El estilo de Piñeiro se ha venido afinando de película en película, de modo que cada una es más refinada que la anterior. Hermia & Helena tiene un grado de sofisticación formal que la pone a la altura de lo más alto del cine contemporáneo. Todo es exquisito, desde el modo en que la sucesión de imágenes de verano del comienzo (cerezo en flor-fundido encadenado a flores-fundido encadenado a postales de flores-fundido encadenado a mano que quema esas postales) se ve invertido por las imágenes de invierno hacia la mitad del metraje hasta la elipsis por la cual Carmen entra en el subte de Nueva York al final de la secuencia inicial y sale del subte B al comienzo de la siguiente secuencia. O esa escena, tan nouvelle vague, en que Camila le pregunta a su novio si siguió filmando, y en lugar de respuesta viene un corto entero en blanco y negro. O algunas intromisiones propias del cine experimental en medio de la narración.

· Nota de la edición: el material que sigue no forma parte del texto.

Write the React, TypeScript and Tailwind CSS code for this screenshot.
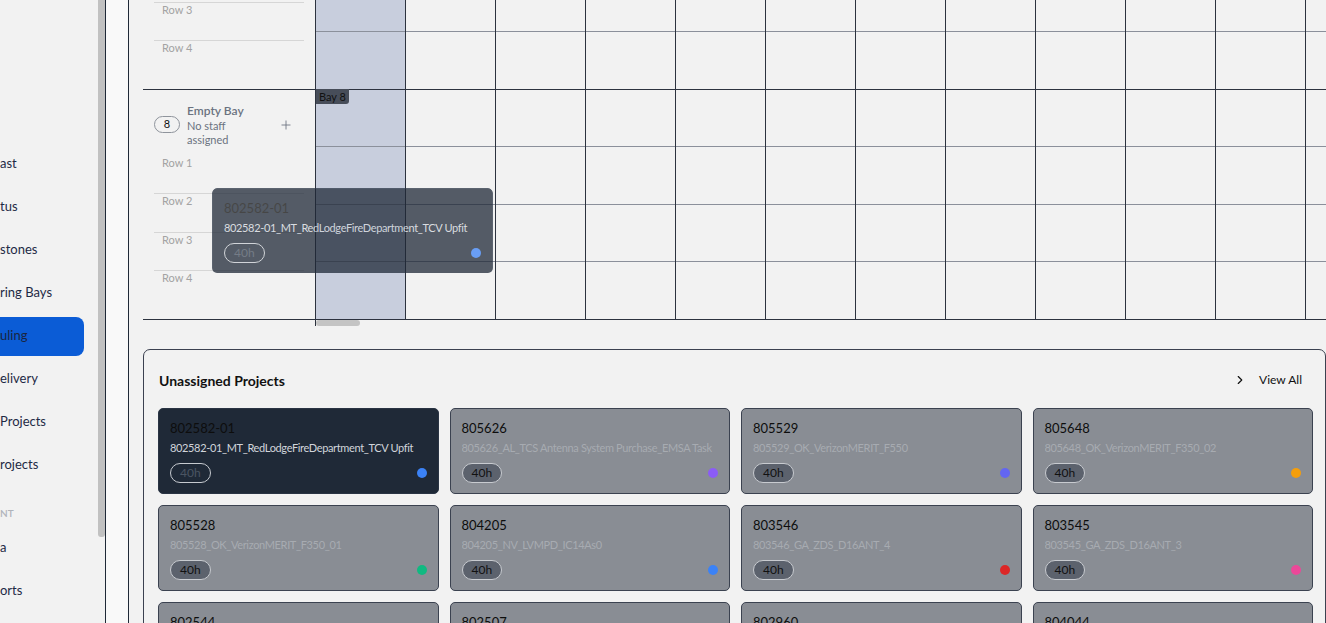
import { ChevronRight, Plus } from "lucide-react";

type Card = { id: string; name: string; color: string; selected?: boolean };

const cards: Card[] = [
  { id: "802582-01", name: "802582-01_MT_RedLodgeFireDepartment_TCV Upfit", color: "#3b82f6", selected: true },
  { id: "805626", name: "805626_AL_TCS Antenna System Purchase_EMSA Task", color: "#8b5cf6" },
  { id: "805529", name: "805529_OK_VerizonMERIT_F550", color: "#6366f1" },
  { id: "805648", name: "805648_OK_VerizonMERIT_F350_02", color: "#f59e0b" },
  { id: "805528", name: "805528_OK_VerizonMERIT_F350_01", color: "#10b981" },
  { id: "804205", name: "804205_NV_LVMPD_IC14As0", color: "#3b82f6" },
  { id: "803546", name: "803546_GA_ZDS_D16ANT_4", color: "#dc2626" },
  { id: "803545", name: "803545_GA_ZDS_D16ANT_3", color: "#ec4899" },
  { id: "802544", name: "802544_GA_ZDS_D16ANT_2", color: "#3b82f6" },
  { id: "802507", name: "802507_GA_ZDS_D16ANT_1", color: "#10b981" },
  { id: "802960", name: "802960_TX_HarrisCounty_Upfit", color: "#f59e0b" },
  { id: "804044", name: "804044_CA_LAFD_Command", color: "#8b5cf6" },
];

function ProjectCard({ c, ghost }: { c: Card; ghost?: boolean }) {
  const sel = c.selected;
  return (
    <div
      className={
        "h-[86px] rounded-[5px] border pl-[11px] pr-[11px] pt-[10px] flex flex-col " +
        (sel ? "bg-[#1f2937] border-[#2a3444]" : "bg-[#898d94] border-[#3b4250]") +
        (ghost ? " opacity-75" : "")
      }
    >
      <div className="text-[13px] leading-[18px] text-[#0d0d0d]">{c.id}</div>
      <div
        className={
          "mt-[3px] text-[11px] leading-[16px] tracking-[-0.35px] whitespace-nowrap overflow-hidden " +
          (sel ? "text-[#d1d5db]" : "text-[#a7abb1]")
        }
      >
        {c.name}
      </div>
      <div className="mt-[7px] flex items-center justify-between">
        <div
          className={
            "h-[20px] px-[9px] rounded-full border flex items-center text-[12px] " +
            (sel ? "border-[#c6cad0] text-[#4b5563]" : "bg-[#5c626d] border-[#c8cbd0] text-[#111111]")
          }
        >
          40h
        </div>
        <div className="w-[10px] h-[10px] rounded-full" style={{ backgroundColor: c.color }} />
      </div>
    </div>
  );
}

const COLS = Array.from({ length: 12 }, (_, i) => i);

function Bay({ num, rows, tag }: { num: string; rows: string[]; tag?: boolean }) {
  return (
    <div className="flex border-t border-[#2d333f]">
      <div className="w-[172px] shrink-0 flex flex-col pt-[12px]">
        <div className="h-[45px] flex items-center pl-[11px] pr-[22px]">
          <div className="w-[26px] h-[17px] rounded-full border border-[#8f949c] flex items-center justify-center text-[11px] text-[#111111]">
            {num}
          </div>
          <div className="ml-[7px] w-[75px] flex flex-col">
            <div className="text-[12px] leading-[16px] font-semibold text-[#6b7280]">Empty Bay</div>
            <div className="text-[11px] leading-[14px] text-[#6b7280]">No staff assigned</div>
          </div>
          <div className="flex-1" />
          <Plus size={14} strokeWidth={1.5} className="text-[#6b7280]" />
        </div>
        <div className="mt-[7.5px] flex flex-col">
          {rows.map((r, i) => (
            <div
              key={r}
              className={
                "h-[38.5px] mx-[11px] border-t pl-[8px] text-[11px] leading-[13px] text-[#a3a3a3] " +
                (i === 0 ? "border-transparent" : "border-[#d6d6d6]")
              }
            >
              {r}
            </div>
          ))}
        </div>
      </div>
      <div className="flex">
        {COLS.map((i) => (
          <div
            key={i}
            className={
              "relative w-[90px] shrink-0 border-l border-[#2d333f] flex flex-col " +
              (i === 0 ? "bg-[#c8cedd]" : "")
            }
          >
            {i === 0 && tag && (
              <div className="absolute left-0 top-[-1px] h-[15px] px-[3px] bg-[#474d59] rounded-br-[3px] text-[11px] leading-[15px] text-[#111111]">
                Bay {num}
              </div>
            )}
            <div className="h-[56px]" />
            <div className="h-[58px] border-t border-[#8b909b]" />
            <div className="h-[57px] border-t border-[#8b909b]" />
            <div className="h-[58px] border-t border-[#8b909b]" />
          </div>
        ))}
      </div>
    </div>
  );
}

const nav = ["ast", "tus", "stones", "ring Bays", "uling", "elivery", "Projects", "rojects"];

export default function App() {
  return (
    <div className="flex w-[1326px] h-[623px] overflow-hidden bg-[#f2f2f2] font-['Lato','Noto_Sans',sans-serif]">
      {/* Sidebar */}
      <div className="w-[98px] shrink-0 overflow-hidden pt-[144.5px] flex flex-col gap-[4px]">
        {nav.map((t) => (
          <div
            key={t}
            className={
              "h-[39px] shrink-0 flex items-center text-[13px] whitespace-nowrap " +
              (t === "uling" ? "w-[84px] bg-[#0b5cd6] rounded-r-[8px] text-[#1a2540]" : "text-[#1e2a45]")
            }
          >
            {t}
          </div>
        ))}
        <div className="mt-[17.5px] h-[14px] shrink-0 text-[10px] leading-[14px] font-semibold text-[#b0b4bb]">NT</div>
        <div className="mt-[4.5px] h-[39px] shrink-0 flex items-center text-[13px] text-[#1e2a45]">a</div>
        <div className="h-[39px] shrink-0 flex items-center text-[13px] text-[#1e2a45]">orts</div>
      </div>
      {/* sidebar scrollbar */}
      <div className="w-[7px] shrink-0">
        <div className="h-[537px] bg-[#c1c1c1] rounded-b-[3px]" />
      </div>
      {/* strip */}
      <div className="w-[24px] shrink-0 border-x border-[#1f2937] bg-[#f9f9f9]" />
      {/* Main */}
      <div className="w-[1197px] shrink-0 pl-[14px] flex flex-col overflow-hidden">
        <div className="relative w-[1183px] h-[326px] shrink-0 overflow-hidden">
          <div className="-mt-[141px] flex flex-col">
            <Bay num="7" rows={["Row 1", "Row 2", "Row 3", "Row 4"]} />
            <Bay num="8" rows={["Row 1", "Row 2", "Row 3", "Row 4"]} tag />
            <div className="flex border-t border-[#2d333f] h-[7px]">
              <div className="w-[172px] shrink-0" />
              <div className="border-l border-[#2d333f] flex-1">
                <div className="w-[44px] h-[6px] rounded-full bg-[#c4c4c4]" />
              </div>
            </div>
          </div>
          <div className="absolute left-[69px] top-[188px] w-[281px] h-[85px] overflow-hidden rounded-[5px]">
            <ProjectCard c={cards[0]} ghost />
          </div>
        </div>

        <div className="mt-[23px] w-[1183px] shrink-0 border border-[#3b4150] rounded-[7px] pl-[14px] pr-[12px] pt-[20px] flex flex-col">
          <div className="h-[20px] flex items-center justify-between">
            <div className="text-[14px] font-bold text-[#111111] pl-[1px]">Unassigned Projects</div>
            <div className="flex items-center gap-[12px] pr-[11px] text-[12px] text-[#111111]">
              <ChevronRight size={14} strokeWidth={2} />
              <span>View All</span>
            </div>
          </div>
          <div className="mt-[18px] grid grid-cols-4 gap-[11px]">
            {cards.map((c) => (
              <ProjectCard key={c.id} c={c} />
            ))}
          </div>
        </div>
      </div>
    </div>
  );
}
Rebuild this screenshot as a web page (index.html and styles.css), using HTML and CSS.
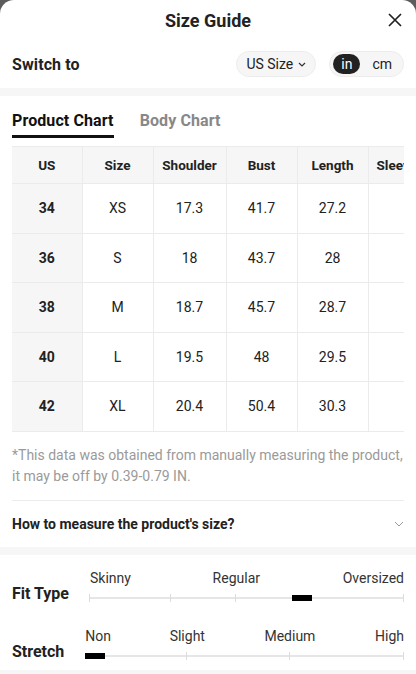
FILE: index.html
```html
<!DOCTYPE html>
<html lang="en">
<head>
    <meta charset="UTF-8">
    <meta name="viewport" content="width=device-width, initial-scale=1.0">
    <title>Size Guide</title>
    <link rel="stylesheet" href="styles.css">
</head>
<body>
    <div class="sheet">
        <div class="sheet-header">
            <h2>Size Guide</h2>
            <button class="close-btn" aria-label="Close">
                <svg width="14" height="14" viewBox="0 0 14 14"><path d="M1 1L13 13M13 1L1 13" stroke="#222" stroke-width="1.7" fill="none"/></svg>
            </button>
        </div>

        <div class="switch-row">
            <span class="switch-label">Switch to</span>
            <div class="switch-controls">
                <button class="size-select">US Size
                    <svg width="8" height="5" viewBox="0 0 8 5"><path d="M1 1L4 4L7 1" stroke="#333" stroke-width="1.2" fill="none"/></svg>
                </button>
                <div class="unit-toggle">
                    <span class="unit active">in</span>
                    <span class="unit">cm</span>
                </div>
            </div>
        </div>

        <div class="band"></div>

        <div class="tabs">
            <div class="tab active">Product Chart</div>
            <div class="tab">Body Chart</div>
        </div>

        <div class="chart-wrap">
            <table class="chart">
                <colgroup>
                    <col style="width:70px"><col style="width:71px"><col style="width:73px">
                    <col style="width:71px"><col style="width:71px"><col style="width:71px">
                </colgroup>
                <thead>
                    <tr><th>US</th><th>Size</th><th>Shoulder</th><th>Bust</th><th>Length</th><th>Sleeve</th></tr>
                </thead>
                <tbody>
                    <tr><td>34</td><td>XS</td><td>17.3</td><td>41.7</td><td>27.2</td><td></td></tr>
                    <tr><td>36</td><td>S</td><td>18</td><td>43.7</td><td>28</td><td></td></tr>
                    <tr><td>38</td><td>M</td><td>18.7</td><td>45.7</td><td>28.7</td><td></td></tr>
                    <tr><td>40</td><td>L</td><td>19.5</td><td>48</td><td>29.5</td><td></td></tr>
                    <tr><td>42</td><td>XL</td><td>20.4</td><td>50.4</td><td>30.3</td><td></td></tr>
                </tbody>
            </table>
        </div>

        <p class="chart-note">*This data was obtained from manually measuring the product, it may be off by 0.39-0.79 IN.</p>

        <div class="measure-row">
            <span>How to measure the product's size?</span>
            <svg width="10" height="6" viewBox="0 0 10 6"><path d="M1 1L5 5L9 1" stroke="#999" stroke-width="1" fill="none"/></svg>
        </div>

        <div class="band"></div>

        <div class="fit-section">
            <div class="fit-row">
                <span class="fit-label">Fit Type</span>
                <div class="scale scale-fit">
                    <div class="scale-labels">
                        <span class="first">Skinny</span>
                        <span style="left:46.6%">Regular</span>
                        <span class="last">Oversized</span>
                    </div>
                    <div class="track">
                        <i class="tick" style="left:0"></i>
                        <i class="tick" style="left:25.9%"></i>
                        <i class="tick" style="left:46.6%"></i>
                        <i class="tick" style="left:100%"></i>
                        <b class="marker" style="left:64.2%"></b>
                    </div>
                </div>
            </div>
            <div class="fit-row">
                <span class="fit-label">Stretch</span>
                <div class="scale scale-stretch">
                    <div class="scale-labels">
                        <span class="first">Non</span>
                        <span style="left:32%">Slight</span>
                        <span style="left:64.2%">Medium</span>
                        <span class="last">High</span>
                    </div>
                    <div class="track">
                        <i class="tick" style="left:32%"></i>
                        <i class="tick" style="left:64.2%"></i>
                        <i class="tick" style="left:100%"></i>
                        <b class="marker" style="left:0"></b>
                    </div>
                </div>
            </div>
        </div>

        <div class="band"></div>
    </div>
</body>
</html>
```

FILE: styles.css
```css
body {
    margin: 0;
    padding: 0;
    background: #5c5c5c;
    font-family: Roboto, "Liberation Sans", sans-serif;
    color: #222;
}

.sheet {
    background: #fff;
    border-radius: 14px 14px 0 0;
    min-height: 674px;
    overflow: hidden;
}

.sheet-header {
    height: 40px;
    display: flex;
    align-items: center;
    justify-content: center;
    position: relative;
}

.sheet-header h2 {
    margin: 0;
    font-size: 18px;
    font-weight: 700;
}

.close-btn {
    position: absolute;
    right: 14px;
    top: 13px;
    border: none;
    background: none;
    padding: 0;
    width: 14px;
    height: 14px;
    display: flex;
}

.switch-row {
    height: 48px;
    display: flex;
    align-items: center;
    justify-content: space-between;
    padding: 0 12px;
}

.switch-label {
    font-size: 16px;
    font-weight: 700;
    letter-spacing: 0.1px;
}

.switch-controls {
    display: flex;
    gap: 13px;
}

.size-select {
    height: 26px;
    padding: 0 9px 0 9px;
    border: 1px solid #ececec;
    border-radius: 13px;
    background: #f6f6f6;
    font-family: inherit;
    font-size: 14px;
    color: #222;
    display: flex;
    align-items: center;
    gap: 5px;
}

.unit-toggle {
    height: 26px;
    box-sizing: border-box;
    padding: 2px 3px;
    border: 1px solid #ececec;
    border-radius: 13px;
    background: #f6f6f6;
    display: flex;
    align-items: center;
}

.unit {
    height: 20px;
    line-height: 20px;
    padding: 0 8px;
    border-radius: 10px;
    font-size: 14px;
    color: #222;
}

.unit.active {
    background: #222;
    color: #fff;
    margin-right: 4px;
}

.band {
    height: 8px;
    background: #f6f6f6;
}

.tabs {
    display: flex;
    gap: 26px;
    padding: 15px 12px 0;
}

.tab {
    font-size: 16px;
    font-weight: 700;
    line-height: 20px;
    letter-spacing: 0.1px;
    color: #888;
    padding-bottom: 4px;
    border-bottom: 3px solid transparent;
}

.tab.active {
    color: #111;
    border-bottom-color: #111;
}

.chart-wrap {
    margin: 8px 12px 0;
    overflow: hidden;
}

.chart {
    border-collapse: collapse;
    table-layout: fixed;
    width: 427px;
    font-size: 14px;
    text-align: center;
}

.chart th,
.chart td {
    border: 1px solid #ebebeb;
    padding: 0;
    white-space: nowrap;
    overflow: hidden;
}

.chart th {
    background: #f6f6f6;
    font-weight: 700;
    font-size: 13.5px;
    height: 36px;
    text-align: center;
}

.chart th:last-child {
    text-align: left;
    padding-left: 8px;
}

.chart td {
    height: 48.5px;
}

.chart td:first-child {
    background: #f6f6f6;
    font-weight: 700;
}

.chart tr > :first-child {
    border-left: none;
}

.chart-note {
    margin: 13px 12px 0;
    font-size: 14px;
    line-height: 21px;
    color: #9a9a9a;
    padding-bottom: 13px;
    border-bottom: 1px solid #ececec;
}

.measure-row {
    height: 46px;
    padding: 0 12px;
    display: flex;
    align-items: center;
    justify-content: space-between;
    font-size: 14px;
    font-weight: 700;
}

.fit-section {
    padding: 13px 12px 10px;
    display: flex;
    flex-direction: column;
    gap: 24px;
}

.fit-row {
    display: flex;
    align-items: flex-end;
}

.fit-label {
    font-size: 16px;
    font-weight: 700;
    line-height: 20px;
    margin-bottom: -2px;
}

.scale {
    flex: 1;
}

.scale-fit {
    margin-left: 21px;
}

.scale-stretch {
    margin-left: 21px;
}

.scale-labels {
    position: relative;
    height: 20px;
    font-size: 14px;
    line-height: 20px;
    color: #333;
}

.scale-labels span {
    position: absolute;
    top: 0;
    transform: translateX(-50%);
    white-space: nowrap;
}

.scale-labels .first {
    left: 0;
    transform: none;
}

.scale-labels .last {
    right: 0;
    left: auto;
    transform: none;
}

.track {
    position: relative;
    height: 2px;
    margin: 9px 0 3px;
    background: #e6e6e6;
}

.tick {
    position: absolute;
    top: -3px;
    width: 1px;
    height: 8px;
    background: #dcdcdc;
    margin-left: -1px;
}

.marker {
    position: absolute;
    top: -2px;
    width: 20px;
    height: 6px;
    background: #000;
}
```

El problema viene a la hora de desentrañar los signos. Algunos parecerían ser solo aparentes y estar allí por gusto, con lo cual el espectador puede llegar a embarcarse en un trabajo inútil si intenta hallarles más sentido del que tienen. El cerezo “japonés”, por ejemplo (que se suma a un cartel escrito en ideogramas). El par de planos aéreos, bellísimos, en los cuales la distancia no parecería decir demasiado. Las postales que se queman. Dos veces, para más datos. Unas con flores, la otra no. Otros signos son decididamente herméticos y pueden llegar a resultar ligeramente enervantes por el modo desafiante que tienen de serlo. Como la puerta que se cierra y se abre nada menos que seis veces, nada menos que al final de la película, sin que se sepa qué puerta es y que hace allí.